Step 2: Put the Pi’s SSH key on the remote server

We will pull in snapshots over SSH. To this end, we add the SSH key of the root user on the pi to the root user’s authorized keys file on the remote server.

Note that we do not do it the other way around, we want our backup server to reach out to the remote server and pull in snapshots. We do not want the remote server to push snapshots to the pi, because if this server gets compromised it should not have access the backup server (to wipe it).

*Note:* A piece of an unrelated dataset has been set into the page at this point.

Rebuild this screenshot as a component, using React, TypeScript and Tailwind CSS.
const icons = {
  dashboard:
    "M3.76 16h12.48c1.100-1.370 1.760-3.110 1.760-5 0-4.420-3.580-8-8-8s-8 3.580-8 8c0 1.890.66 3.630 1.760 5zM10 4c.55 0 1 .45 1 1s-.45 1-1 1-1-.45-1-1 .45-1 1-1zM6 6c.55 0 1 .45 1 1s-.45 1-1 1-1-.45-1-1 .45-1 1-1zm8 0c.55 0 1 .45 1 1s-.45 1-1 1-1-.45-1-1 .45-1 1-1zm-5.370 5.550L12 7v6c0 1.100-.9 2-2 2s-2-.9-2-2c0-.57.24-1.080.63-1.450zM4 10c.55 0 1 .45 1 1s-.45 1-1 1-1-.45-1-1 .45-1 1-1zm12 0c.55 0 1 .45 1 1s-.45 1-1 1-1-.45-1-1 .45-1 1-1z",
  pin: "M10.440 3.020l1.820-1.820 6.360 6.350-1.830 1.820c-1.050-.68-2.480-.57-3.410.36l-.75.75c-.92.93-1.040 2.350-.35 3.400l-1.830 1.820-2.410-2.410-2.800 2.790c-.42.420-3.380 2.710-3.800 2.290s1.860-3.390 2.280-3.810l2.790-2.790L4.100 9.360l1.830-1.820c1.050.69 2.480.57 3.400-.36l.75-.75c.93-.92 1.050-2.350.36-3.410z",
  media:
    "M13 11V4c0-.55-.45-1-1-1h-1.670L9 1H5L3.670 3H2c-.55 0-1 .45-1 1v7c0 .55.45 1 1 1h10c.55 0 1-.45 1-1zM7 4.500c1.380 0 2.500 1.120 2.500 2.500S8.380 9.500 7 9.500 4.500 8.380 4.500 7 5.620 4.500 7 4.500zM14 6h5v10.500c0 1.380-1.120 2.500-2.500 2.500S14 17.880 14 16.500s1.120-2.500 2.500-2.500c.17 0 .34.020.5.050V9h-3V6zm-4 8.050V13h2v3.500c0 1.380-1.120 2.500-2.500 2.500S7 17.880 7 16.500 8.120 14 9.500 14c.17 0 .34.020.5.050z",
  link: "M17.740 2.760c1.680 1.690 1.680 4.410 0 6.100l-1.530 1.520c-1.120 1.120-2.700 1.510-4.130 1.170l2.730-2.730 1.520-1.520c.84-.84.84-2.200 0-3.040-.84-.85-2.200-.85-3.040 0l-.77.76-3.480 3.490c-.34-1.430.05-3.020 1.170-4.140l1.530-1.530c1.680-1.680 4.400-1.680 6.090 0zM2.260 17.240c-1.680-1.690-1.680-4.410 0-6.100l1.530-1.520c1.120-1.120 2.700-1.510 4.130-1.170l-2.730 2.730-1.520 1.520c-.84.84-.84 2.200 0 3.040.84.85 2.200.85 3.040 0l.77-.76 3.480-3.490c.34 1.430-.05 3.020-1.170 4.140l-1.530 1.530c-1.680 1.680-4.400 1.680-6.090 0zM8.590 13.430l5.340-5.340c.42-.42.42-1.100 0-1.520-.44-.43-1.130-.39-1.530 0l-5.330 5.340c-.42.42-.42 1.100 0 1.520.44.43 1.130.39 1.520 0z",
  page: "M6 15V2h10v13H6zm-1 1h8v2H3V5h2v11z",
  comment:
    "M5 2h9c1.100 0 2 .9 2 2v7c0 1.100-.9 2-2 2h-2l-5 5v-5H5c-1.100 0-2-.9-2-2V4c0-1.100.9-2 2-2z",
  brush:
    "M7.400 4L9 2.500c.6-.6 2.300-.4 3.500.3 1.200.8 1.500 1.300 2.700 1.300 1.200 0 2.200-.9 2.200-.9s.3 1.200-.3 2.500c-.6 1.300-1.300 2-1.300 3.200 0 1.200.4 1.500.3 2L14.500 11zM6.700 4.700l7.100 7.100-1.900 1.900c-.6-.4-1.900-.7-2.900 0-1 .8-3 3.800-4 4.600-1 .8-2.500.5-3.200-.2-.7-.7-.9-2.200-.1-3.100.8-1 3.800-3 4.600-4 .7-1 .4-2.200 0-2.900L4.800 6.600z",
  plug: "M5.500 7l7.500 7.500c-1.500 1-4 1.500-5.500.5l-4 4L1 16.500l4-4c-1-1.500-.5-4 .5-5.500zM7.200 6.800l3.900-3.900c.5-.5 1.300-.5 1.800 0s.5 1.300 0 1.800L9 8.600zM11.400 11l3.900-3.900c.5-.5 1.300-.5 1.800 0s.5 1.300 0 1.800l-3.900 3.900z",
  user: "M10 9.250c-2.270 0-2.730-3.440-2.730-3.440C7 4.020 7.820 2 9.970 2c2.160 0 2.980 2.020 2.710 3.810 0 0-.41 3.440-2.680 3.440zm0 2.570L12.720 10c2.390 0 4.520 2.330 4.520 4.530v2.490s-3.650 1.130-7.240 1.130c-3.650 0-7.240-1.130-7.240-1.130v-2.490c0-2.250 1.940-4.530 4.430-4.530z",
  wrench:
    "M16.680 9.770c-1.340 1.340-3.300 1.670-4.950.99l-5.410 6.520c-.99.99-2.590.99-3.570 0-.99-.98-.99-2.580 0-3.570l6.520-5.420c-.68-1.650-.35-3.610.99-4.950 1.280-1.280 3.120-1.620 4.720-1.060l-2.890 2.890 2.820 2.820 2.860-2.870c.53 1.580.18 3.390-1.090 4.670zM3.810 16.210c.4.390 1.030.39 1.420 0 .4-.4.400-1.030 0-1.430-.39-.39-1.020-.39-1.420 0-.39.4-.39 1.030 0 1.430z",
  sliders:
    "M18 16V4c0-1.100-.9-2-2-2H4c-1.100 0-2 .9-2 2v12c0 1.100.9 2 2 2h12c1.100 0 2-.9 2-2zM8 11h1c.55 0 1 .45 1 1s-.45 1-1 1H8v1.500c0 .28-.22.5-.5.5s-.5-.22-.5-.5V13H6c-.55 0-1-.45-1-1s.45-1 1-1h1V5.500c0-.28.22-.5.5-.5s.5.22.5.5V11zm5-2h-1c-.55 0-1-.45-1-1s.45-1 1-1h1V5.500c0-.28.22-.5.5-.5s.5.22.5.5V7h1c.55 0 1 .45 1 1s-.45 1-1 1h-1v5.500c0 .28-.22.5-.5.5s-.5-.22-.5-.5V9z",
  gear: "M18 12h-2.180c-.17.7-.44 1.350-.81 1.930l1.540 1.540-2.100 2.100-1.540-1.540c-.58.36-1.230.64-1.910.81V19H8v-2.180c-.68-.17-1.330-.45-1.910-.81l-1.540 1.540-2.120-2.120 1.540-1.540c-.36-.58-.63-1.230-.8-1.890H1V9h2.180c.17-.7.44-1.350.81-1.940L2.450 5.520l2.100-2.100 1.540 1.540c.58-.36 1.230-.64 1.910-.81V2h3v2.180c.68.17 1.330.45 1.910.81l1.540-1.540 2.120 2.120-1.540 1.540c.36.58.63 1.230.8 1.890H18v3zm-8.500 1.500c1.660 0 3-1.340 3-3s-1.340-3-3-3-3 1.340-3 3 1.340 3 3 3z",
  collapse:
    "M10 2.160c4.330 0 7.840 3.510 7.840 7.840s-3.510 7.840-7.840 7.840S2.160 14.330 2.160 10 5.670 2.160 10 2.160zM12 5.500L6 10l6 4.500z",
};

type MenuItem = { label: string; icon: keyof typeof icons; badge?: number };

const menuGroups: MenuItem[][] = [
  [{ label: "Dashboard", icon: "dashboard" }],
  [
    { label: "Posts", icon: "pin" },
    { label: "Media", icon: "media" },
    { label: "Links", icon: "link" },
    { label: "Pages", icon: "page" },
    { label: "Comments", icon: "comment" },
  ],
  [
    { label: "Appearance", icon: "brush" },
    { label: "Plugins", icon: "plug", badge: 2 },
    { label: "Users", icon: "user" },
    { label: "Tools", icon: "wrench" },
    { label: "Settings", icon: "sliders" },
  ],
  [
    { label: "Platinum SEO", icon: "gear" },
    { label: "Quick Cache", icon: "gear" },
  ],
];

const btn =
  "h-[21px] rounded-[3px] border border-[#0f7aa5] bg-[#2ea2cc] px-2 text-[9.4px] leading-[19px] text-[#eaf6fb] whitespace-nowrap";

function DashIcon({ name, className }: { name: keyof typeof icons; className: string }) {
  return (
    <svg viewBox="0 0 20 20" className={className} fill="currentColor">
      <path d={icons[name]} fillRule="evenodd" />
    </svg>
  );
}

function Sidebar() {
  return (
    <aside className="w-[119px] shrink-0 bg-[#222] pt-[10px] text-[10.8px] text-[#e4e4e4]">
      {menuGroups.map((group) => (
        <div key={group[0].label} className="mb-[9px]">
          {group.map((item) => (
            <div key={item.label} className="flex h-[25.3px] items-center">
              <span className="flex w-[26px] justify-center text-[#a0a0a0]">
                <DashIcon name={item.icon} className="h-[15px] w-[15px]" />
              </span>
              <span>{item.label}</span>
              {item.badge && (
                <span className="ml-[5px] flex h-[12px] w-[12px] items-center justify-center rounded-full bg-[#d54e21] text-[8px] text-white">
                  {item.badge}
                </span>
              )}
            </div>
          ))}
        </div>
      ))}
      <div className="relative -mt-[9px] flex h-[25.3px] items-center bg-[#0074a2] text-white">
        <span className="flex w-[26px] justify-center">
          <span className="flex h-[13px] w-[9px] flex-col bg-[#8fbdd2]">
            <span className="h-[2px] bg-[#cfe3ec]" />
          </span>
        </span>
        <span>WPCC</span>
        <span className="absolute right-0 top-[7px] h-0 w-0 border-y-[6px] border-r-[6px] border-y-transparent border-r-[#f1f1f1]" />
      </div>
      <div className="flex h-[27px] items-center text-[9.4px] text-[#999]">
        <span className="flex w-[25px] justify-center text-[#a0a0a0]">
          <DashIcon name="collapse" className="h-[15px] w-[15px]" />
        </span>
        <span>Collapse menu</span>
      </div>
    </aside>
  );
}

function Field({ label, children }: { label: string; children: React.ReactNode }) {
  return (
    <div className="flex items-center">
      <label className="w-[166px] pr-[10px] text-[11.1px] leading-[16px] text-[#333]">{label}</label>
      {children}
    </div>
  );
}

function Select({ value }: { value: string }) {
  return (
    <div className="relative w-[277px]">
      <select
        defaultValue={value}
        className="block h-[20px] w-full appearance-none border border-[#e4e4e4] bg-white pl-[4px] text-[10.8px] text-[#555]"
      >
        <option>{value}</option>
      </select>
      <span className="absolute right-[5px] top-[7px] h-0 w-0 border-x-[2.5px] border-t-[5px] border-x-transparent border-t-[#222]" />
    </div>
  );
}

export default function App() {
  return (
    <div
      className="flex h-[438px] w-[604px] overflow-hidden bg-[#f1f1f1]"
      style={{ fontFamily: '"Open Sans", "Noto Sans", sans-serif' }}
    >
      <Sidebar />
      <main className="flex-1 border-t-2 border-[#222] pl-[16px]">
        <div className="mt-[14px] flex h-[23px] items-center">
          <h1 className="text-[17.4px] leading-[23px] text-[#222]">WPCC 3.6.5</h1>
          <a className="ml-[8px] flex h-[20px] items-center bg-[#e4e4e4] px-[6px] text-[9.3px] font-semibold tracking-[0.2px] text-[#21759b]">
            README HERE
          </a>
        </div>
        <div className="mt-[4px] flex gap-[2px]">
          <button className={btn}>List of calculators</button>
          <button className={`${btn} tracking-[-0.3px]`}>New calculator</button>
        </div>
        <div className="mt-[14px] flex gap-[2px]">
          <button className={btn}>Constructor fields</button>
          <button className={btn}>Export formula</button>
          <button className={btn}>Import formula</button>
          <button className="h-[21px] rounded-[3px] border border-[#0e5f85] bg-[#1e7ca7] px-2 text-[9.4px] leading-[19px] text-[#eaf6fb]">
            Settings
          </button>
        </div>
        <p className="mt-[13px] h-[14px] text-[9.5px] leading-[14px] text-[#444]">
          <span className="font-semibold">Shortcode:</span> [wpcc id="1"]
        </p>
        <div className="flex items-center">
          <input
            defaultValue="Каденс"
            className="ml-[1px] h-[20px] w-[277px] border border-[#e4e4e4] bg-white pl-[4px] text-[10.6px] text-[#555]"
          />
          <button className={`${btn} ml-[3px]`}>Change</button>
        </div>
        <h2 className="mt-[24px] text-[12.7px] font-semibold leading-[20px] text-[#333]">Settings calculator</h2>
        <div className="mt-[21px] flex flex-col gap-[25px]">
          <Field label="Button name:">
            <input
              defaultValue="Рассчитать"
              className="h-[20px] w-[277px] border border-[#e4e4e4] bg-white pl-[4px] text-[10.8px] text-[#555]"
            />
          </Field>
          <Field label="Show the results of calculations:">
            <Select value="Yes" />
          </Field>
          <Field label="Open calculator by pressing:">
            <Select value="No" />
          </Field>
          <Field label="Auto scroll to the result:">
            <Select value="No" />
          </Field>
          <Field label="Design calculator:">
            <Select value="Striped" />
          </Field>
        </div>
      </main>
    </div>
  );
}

It is advised to always pull from the backup server, and ensure that you harden the backup server’s security: only accessible over VPN, the bare minimum of running services, ….

Step 3: Install Syncoid

To pull in snapshots from the remote machine, we will use Syncoid. This is a tool bundled with the policy-driven ZFS snapshot management package Sanoid. To install it, use:

sudo apt install sanoid

Syncoid facilitates incremental replication of ZFS datasets.

Example with one dataset

#             ___________ source ___________   _______target ______
sudo syncoid root@remote:rpool/data/mydataset rpool/backup/mydataset
  1. The above snippet creates a snapshot named “syncoid_ubuntu_YYYY-MM-DD-HH:MM:SS” for rpool/data/mydataset on the remote server.
  2. Rolls back rpool/backup/mydataset to the latest common snapshot between the target and the source.
  3. Incrementally receives that “syncoid_ubuntu_YYYY-MM-DD-HH:MM:SS” snapshot and all earlier snapshots to our target rpool/backup/mydataset dataset (the pi4).
  4. Removes older “syncoid_ubuntu_YYYY-MM-DD-HH:MM:SS”-like snapshots on both the source and the target (keeping the latest one).

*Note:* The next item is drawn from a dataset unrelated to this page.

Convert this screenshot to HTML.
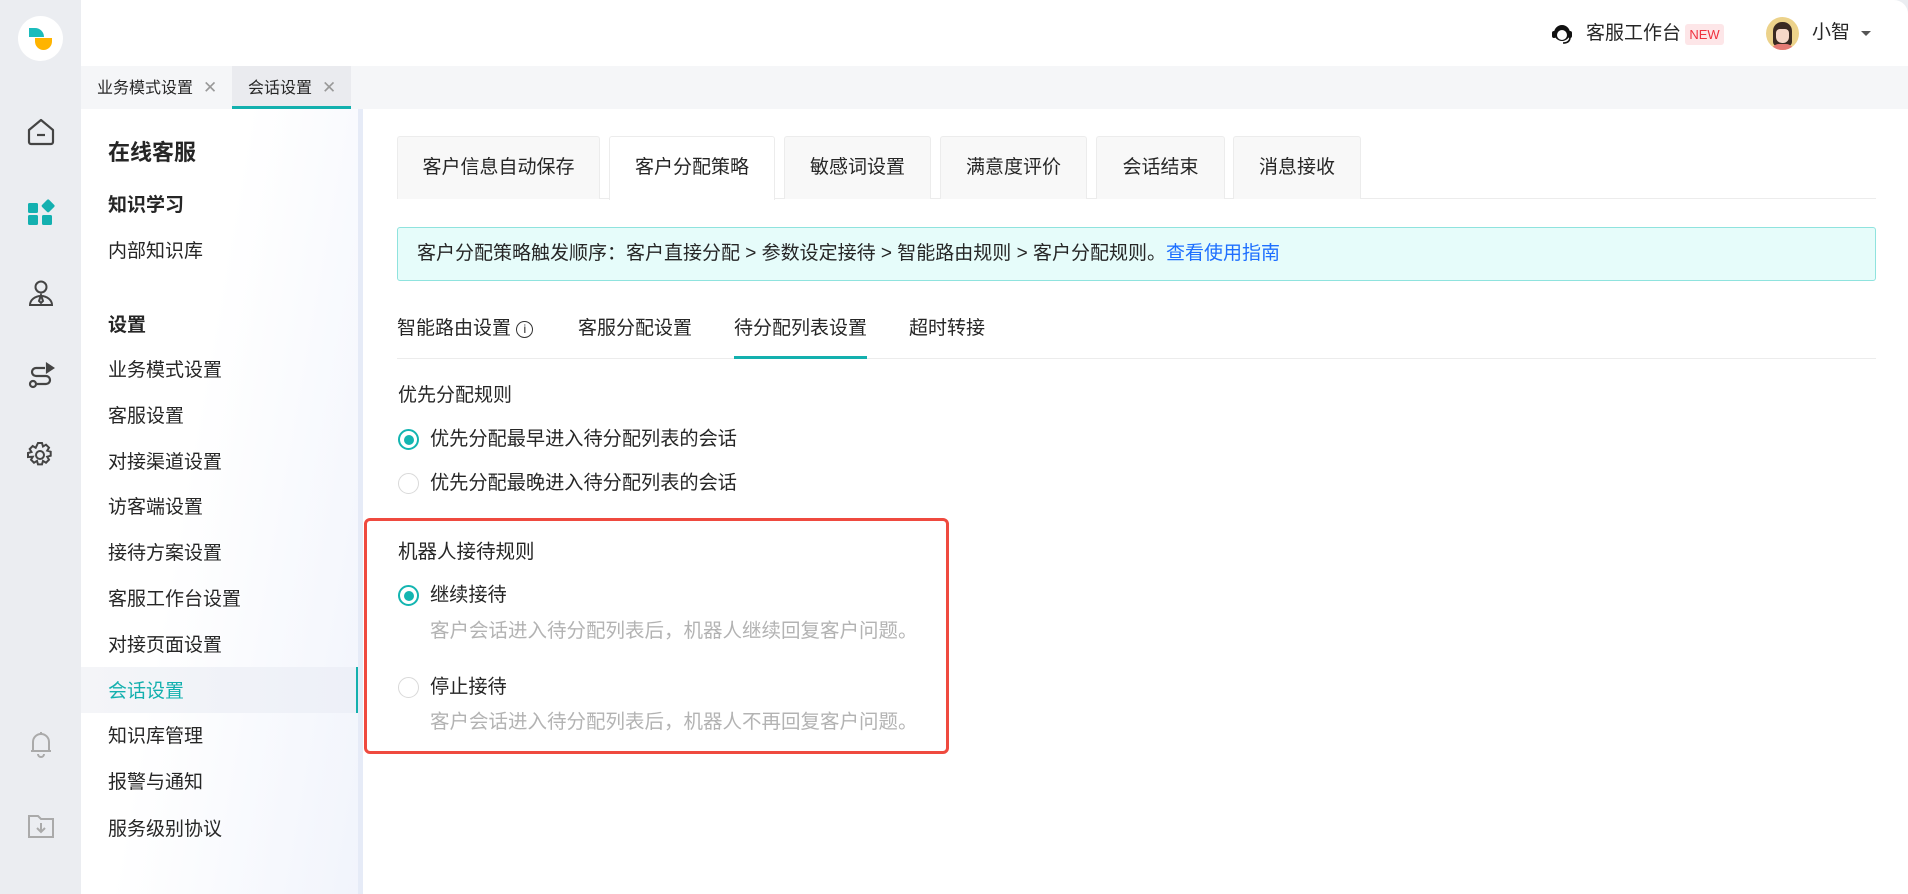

Working with multiple datasets recursively

We want Syncoid to incrementally receive all the snapshots for all datasets under /rpool/data on the remote machine to /rpool/data on the pi. To do this we use:

sudo syncoid -R --skip-parent --no-rollback root@remote:rpool/data rpool/backup

Let’s go over the flags:

  • -R indicates that we want to recursively visit all datasets under root@remote:rpool/data
  • --skip-parent ensures that we do not receive root@remote:rpool/data itself (I don’t have anything in there)
  • --no-rollback prevents Syncoid from rolling back snapshots on the target machine (the pi).

The --no-rollback flag ensures that Syncoid does not delete snapshots but only adds them. If you mess with the snapshots on your remote machine (e.g. by doing a rollback), ZFS receive will not be able to receive the latest snapshot. Syncoid will continue with the other datasets and then exit with exit code 2. To still get the changes regardless, you can remove this flag, then Syncoid will look for the latest common snapshot, and it will roll back target to that snapshot and then do the receive.

Because this is a backup system, we do not want to roll back in case an adversary rolls back the ZFS filesystem on our server.

Step 4: Automate and monitor

To not forget to run Syncoid, we will use a SystemD timer. As a general rule you should ensure that you monitor your automated backups actively, If you don’t and something silently goes wrong, you will not notice it until it is too late. Have your monitoring service constantly check the freshness of your backups (active). Do not only rely on the backup server to send you mail when something went wrong (passive monitoring).

Create a file /opt/syncoid-pull/syncoid-pull owned by root and only writeable and executable by root that calls syncoid and sends off metrics for monitoring:

#!/usr/bin/env bash
set -xeuo pipefail # failfast and be verbose

syncoid -R --skip-parent --no-rollback --debug root@remote:rpool/data rpool/backup

zfs list -Hpo creation,name,used -t snapshot -r rpool/backup -s creation |\
    sed 's:\t\([^@]*\)@:\t\1\t:' |\
    column -J --table-columns creation,dataset,name,size -s $'\t' --table-name 'snapshots' |\
    ssh  root@remote 'cat > /var/www/status/backups.json'

The last command in this file sends a JSON of snapshots to a file on the remote machine to be monitored. Replace the last line with something that interacts with your monitoring system.

Automate a call to the script above during the off-peak hour with these SystemD unit and timer files:

/etc/systemd/system/syncoid-pull.service:

[Unit]
Description=syncoid pull
Requires=local-fs.target
After=local-fs.target

[Service]
Type=oneshot
ExecStart=/opt/syncoid-pull/syncoid-pull
WorkingDirectory=/opt/syncoid-pull/

/etc/systemd/system/syncoid-pull.timer:

[Unit]
Description=syncoid pull every night

[Timer]
OnCalendar=04:37:41
Persistent=true

[Install]
WantedBy=timers.target
sudo systemctl enable syncoid-pull.timer && sudo systemctl start syncoid-pull.timer

Extra: Delete old snapshots

To preserve some space on the pi, I want to remove snapshots older than 2 months automatically. To do this, I added the equivalent of the following snippet to my syncoid-pull script.

now=$(date +%s)
zfs list -Hpo creation,name -t snapshot -r rpool/backup \
    | grep $'\t''rpool/backup/[^@]*@zfs-auto-snap_' \
    | tac \
    | while read -r creation snapshot; do
        if (( ( $now - $creation ) > 60 * 60 * 24 * 30 * 2 )); then
            zfs destroy $snapshot;
        fi;
      done

It finds all snapshots in rpool/backup and deletes them once they reach teh age of two months. The tac reverses the list which makes it faster. This action should be performed before sending the list of snapshots to monitoring.

Other tips and tricks

  • Attach a M.2 SATA SSD to USB 3.0 External SSD enclosure to your pi.
  • Do regular ZFS scrubs (zpool scrub rpool) to check the health of your pool and send the health status to monitoring.
  • Use logcheck to send mails to you when a service fails.
  • Don’t boot your Pi from the SD card